The language dubbing application alone has big implications for Hollywood studios—not to mention streaming platforms such as Netflix and Disney Plus—that are looking to make more films and TV shows available to the largest audiences possible. Flawless AI has already signed at least one contract with an undisclosed customer and is talking with “all the major streamers and most of the major studios” about possible deals, Lynes says. 

But the Flawless AI approach to digitizing actor performances may have even bigger implications beyond enabling seamless dubbing of the newest films and TV shows in multiple languages. The company’s technology not only digitally captures the actor’s facial expressions and mouth movements, but also trains the AI on patterns in the walking gait and body movements of the actors, Lynes explains.
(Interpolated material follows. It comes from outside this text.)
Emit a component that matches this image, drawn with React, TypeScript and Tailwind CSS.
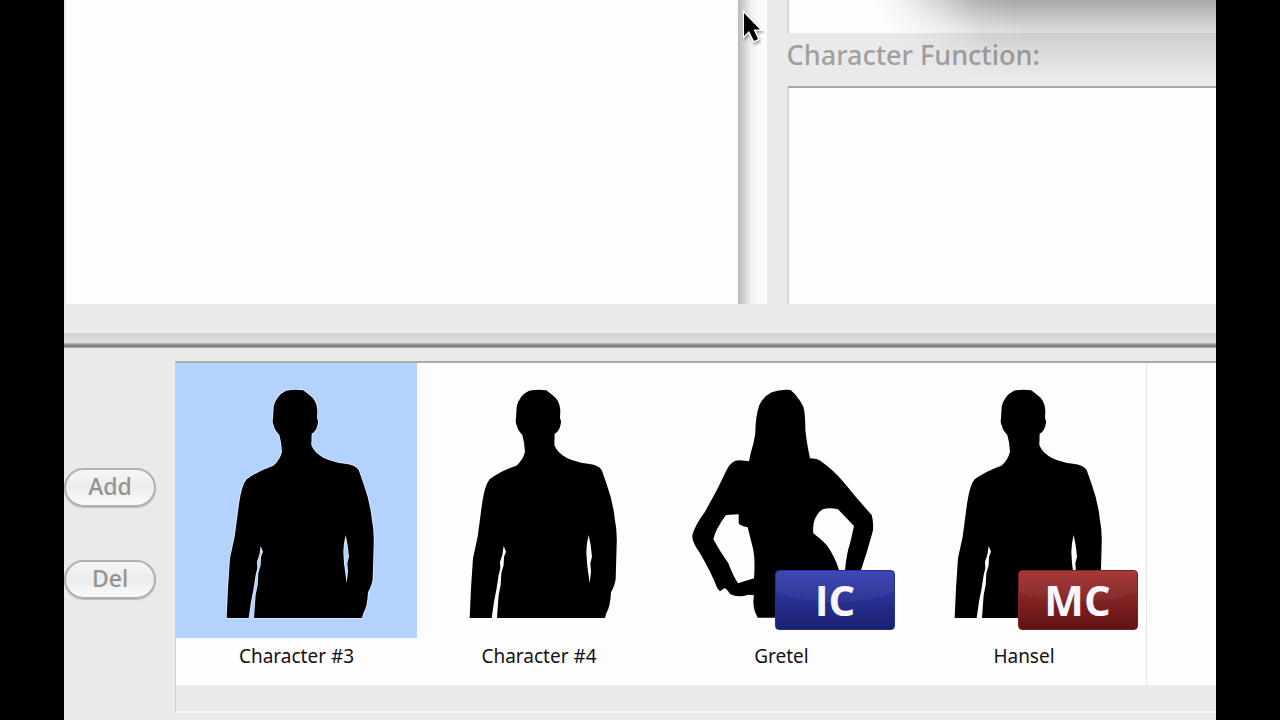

That raises the possibility of using the actors’ digital doubles to modify certain movie scenes in ways that fix mistakes or better conform to a director’s vision instead of getting the actors and crew back together for expensive reshoots. For example, it’s not hard to imagine how such technology could make it much easier for a Hollywood studio to change something such as removing Henry Cavill’s contractually-obligated mustache from the face of Superman during reshoots for the 2017 film “Justice League.”
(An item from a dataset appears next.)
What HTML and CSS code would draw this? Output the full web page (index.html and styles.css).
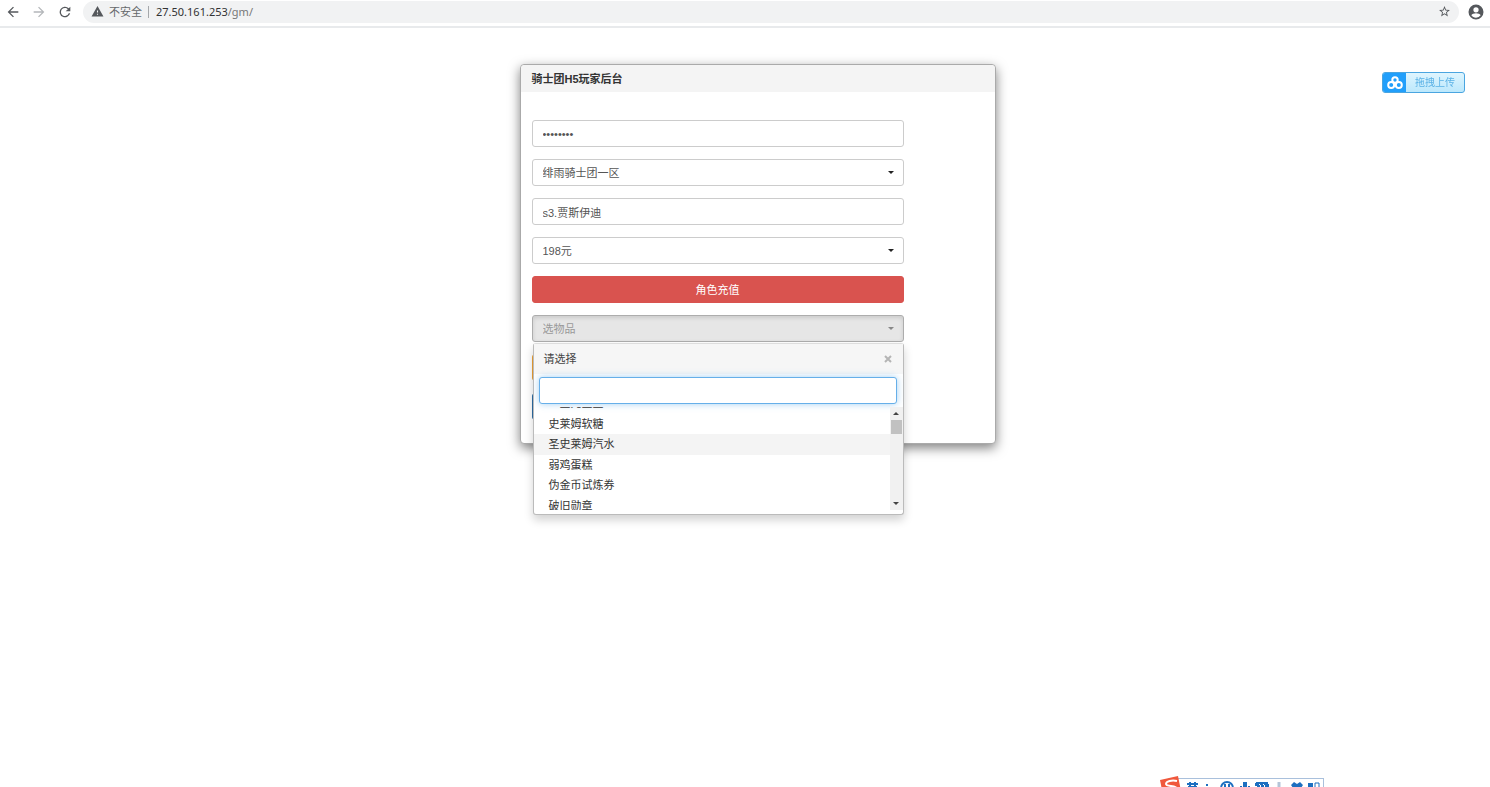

The Flawless AI approach also digitally captures the entire environment and surroundings of an actor in a given scene. That could make it easier for algorithms to remove mistakes such as the infamous coffee cup that appears in the last season of the HBO medieval fantasy series “Game of Thrones,” as Lynes pointed out.

“Sometimes in the live action world, the real world, it’s hard to make sure everything goes in the way that you want it to go to be able to tell your story exactly as you wanted to tell it,” Lynes says. “So having AI [enabled] visual effects gives me functions in the future that are not possible to do with the standard visual effects process.”